Problem details -
Your task is to repeat all of the data exactly while excluding the pictures.

# Stored data start

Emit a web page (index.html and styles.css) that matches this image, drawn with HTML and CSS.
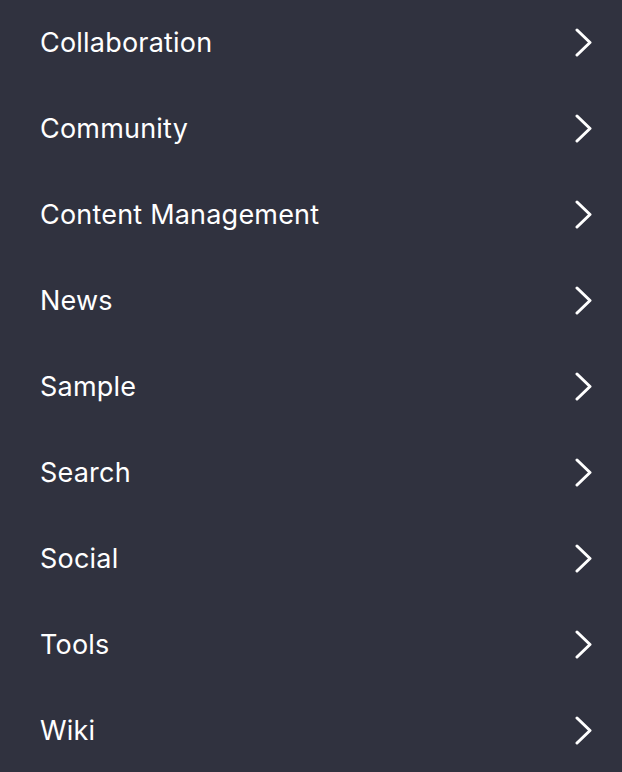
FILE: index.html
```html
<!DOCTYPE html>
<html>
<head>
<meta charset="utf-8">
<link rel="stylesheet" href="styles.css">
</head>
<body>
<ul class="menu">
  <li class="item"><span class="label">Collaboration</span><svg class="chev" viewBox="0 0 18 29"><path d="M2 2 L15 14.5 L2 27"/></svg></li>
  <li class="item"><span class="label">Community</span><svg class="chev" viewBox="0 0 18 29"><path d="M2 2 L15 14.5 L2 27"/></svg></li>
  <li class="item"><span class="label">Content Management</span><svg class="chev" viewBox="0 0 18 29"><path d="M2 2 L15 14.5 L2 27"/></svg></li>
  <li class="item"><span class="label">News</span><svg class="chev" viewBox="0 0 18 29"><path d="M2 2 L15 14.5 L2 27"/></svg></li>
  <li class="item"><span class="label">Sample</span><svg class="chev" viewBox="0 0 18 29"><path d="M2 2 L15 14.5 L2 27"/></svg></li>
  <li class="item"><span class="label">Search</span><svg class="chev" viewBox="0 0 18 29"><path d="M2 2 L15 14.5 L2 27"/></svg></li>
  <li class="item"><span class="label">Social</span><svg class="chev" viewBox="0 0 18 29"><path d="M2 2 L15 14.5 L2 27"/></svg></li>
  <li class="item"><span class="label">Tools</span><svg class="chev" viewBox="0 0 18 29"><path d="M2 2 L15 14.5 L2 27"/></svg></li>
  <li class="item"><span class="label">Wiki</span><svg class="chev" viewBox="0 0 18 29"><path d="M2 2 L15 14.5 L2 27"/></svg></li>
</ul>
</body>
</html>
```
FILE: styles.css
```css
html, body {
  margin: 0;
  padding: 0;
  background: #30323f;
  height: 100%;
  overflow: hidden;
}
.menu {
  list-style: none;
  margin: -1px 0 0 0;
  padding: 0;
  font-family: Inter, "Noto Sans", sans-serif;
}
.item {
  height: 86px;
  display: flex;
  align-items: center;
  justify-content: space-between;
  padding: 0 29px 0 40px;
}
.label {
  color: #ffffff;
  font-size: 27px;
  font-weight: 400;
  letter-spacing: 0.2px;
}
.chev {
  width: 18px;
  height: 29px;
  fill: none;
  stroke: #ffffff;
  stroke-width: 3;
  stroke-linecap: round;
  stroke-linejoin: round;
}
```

# Stored data end

Solution -
Emit a web page (index.html and styles.css) that matches this image, drawn with HTML and CSS.
FILE: index.html
```html
<!DOCTYPE html>
<html>
<head>
<meta charset="utf-8">
<link rel="stylesheet" href="styles.css">
</head>
<body>
<ul class="menu">
  <li class="item"><span class="label">Collaboration</span><svg class="chev" viewBox="0 0 18 29"><path d="M2 2 L15 14.5 L2 27"/></svg></li>
  <li class="item"><span class="label">Community</span><svg class="chev" viewBox="0 0 18 29"><path d="M2 2 L15 14.5 L2 27"/></svg></li>
  <li class="item"><span class="label">Content Management</span><svg class="chev" viewBox="0 0 18 29"><path d="M2 2 L15 14.5 L2 27"/></svg></li>
  <li class="item"><span class="label">News</span><svg class="chev" viewBox="0 0 18 29"><path d="M2 2 L15 14.5 L2 27"/></svg></li>
  <li class="item"><span class="label">Sample</span><svg class="chev" viewBox="0 0 18 29"><path d="M2 2 L15 14.5 L2 27"/></svg></li>
  <li class="item"><span class="label">Search</span><svg class="chev" viewBox="0 0 18 29"><path d="M2 2 L15 14.5 L2 27"/></svg></li>
  <li class="item"><span class="label">Social</span><svg class="chev" viewBox="0 0 18 29"><path d="M2 2 L15 14.5 L2 27"/></svg></li>
  <li class="item"><span class="label">Tools</span><svg class="chev" viewBox="0 0 18 29"><path d="M2 2 L15 14.5 L2 27"/></svg></li>
  <li class="item"><span class="label">Wiki</span><svg class="chev" viewBox="0 0 18 29"><path d="M2 2 L15 14.5 L2 27"/></svg></li>
</ul>
</body>
</html>
```
FILE: styles.css
```css
html, body {
  margin: 0;
  padding: 0;
  background: #30323f;
  height: 100%;
  overflow: hidden;
}
.menu {
  list-style: none;
  margin: -1px 0 0 0;
  padding: 0;
  font-family: Inter, "Noto Sans", sans-serif;
}
.item {
  height: 86px;
  display: flex;
  align-items: center;
  justify-content: space-between;
  padding: 0 29px 0 40px;
}
.label {
  color: #ffffff;
  font-size: 27px;
  font-weight: 400;
  letter-spacing: 0.2px;
}
.chev {
  width: 18px;
  height: 29px;
  fill: none;
  stroke: #ffffff;
  stroke-width: 3;
  stroke-linecap: round;
  stroke-linejoin: round;
}
```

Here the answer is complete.